Iron Mine near Brixham, Devon, England

Sharkham Point Iron Mine was an iron mine at Sharkham Point, near the town of Brixham in Devon. The mine was worked for around 125 years and employed at its peak 100 workers. It was primarily an open cast mine, but five shafts and six adits are also mentioned in reports of the site. Some are still accessible today, but since the area was used as a rubbish tip in the 1950s and 1960s, much of the archaeology has been covered over.

==History==

The first reliably attributable reference to an iron deposit at Sharkham Point appears to have been made by Henry De la Beche in his memoir of 1839 where he said: "A large iron-lode runs nearly east and west from Sharkham Point, near Brixham, to Upton, and was extensively worked towards the end of 1837".

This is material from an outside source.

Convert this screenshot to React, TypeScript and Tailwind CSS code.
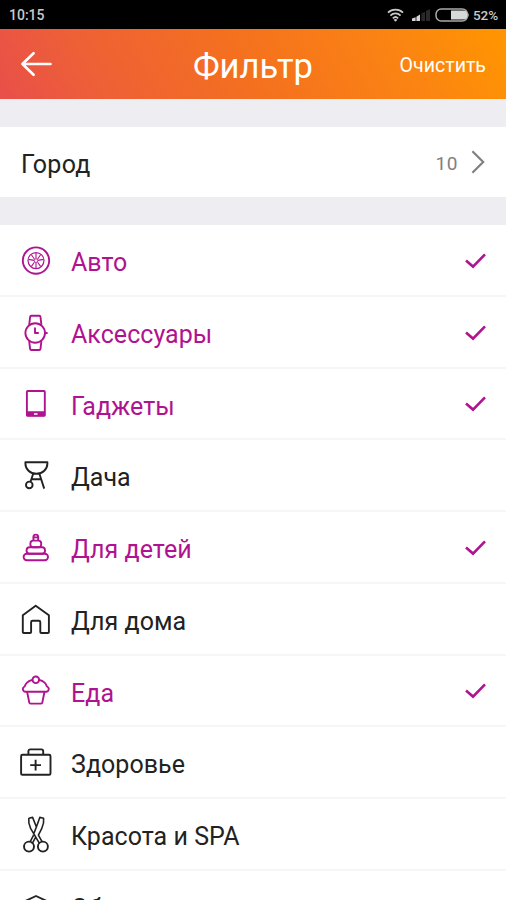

The mining of iron ore at Sharkham Point was however underway as early as 1790 when a discovery of "considerable quantities of kidney ore" was reported. A century later at the peak period of operation the mine employed 100 workers and shipped ore to South Wales and West Hartlepool for smelting.

It was reported that mining (by the Brixham Hematite Iron Mining Company Ltd) ceased at Sharkham Point in 1914–15. This marked the period when the mining industry across the whole of the south-west region finally reached the point of large scale economic collapse. However, in common with other mines some dump picking may have continued into the 1930s.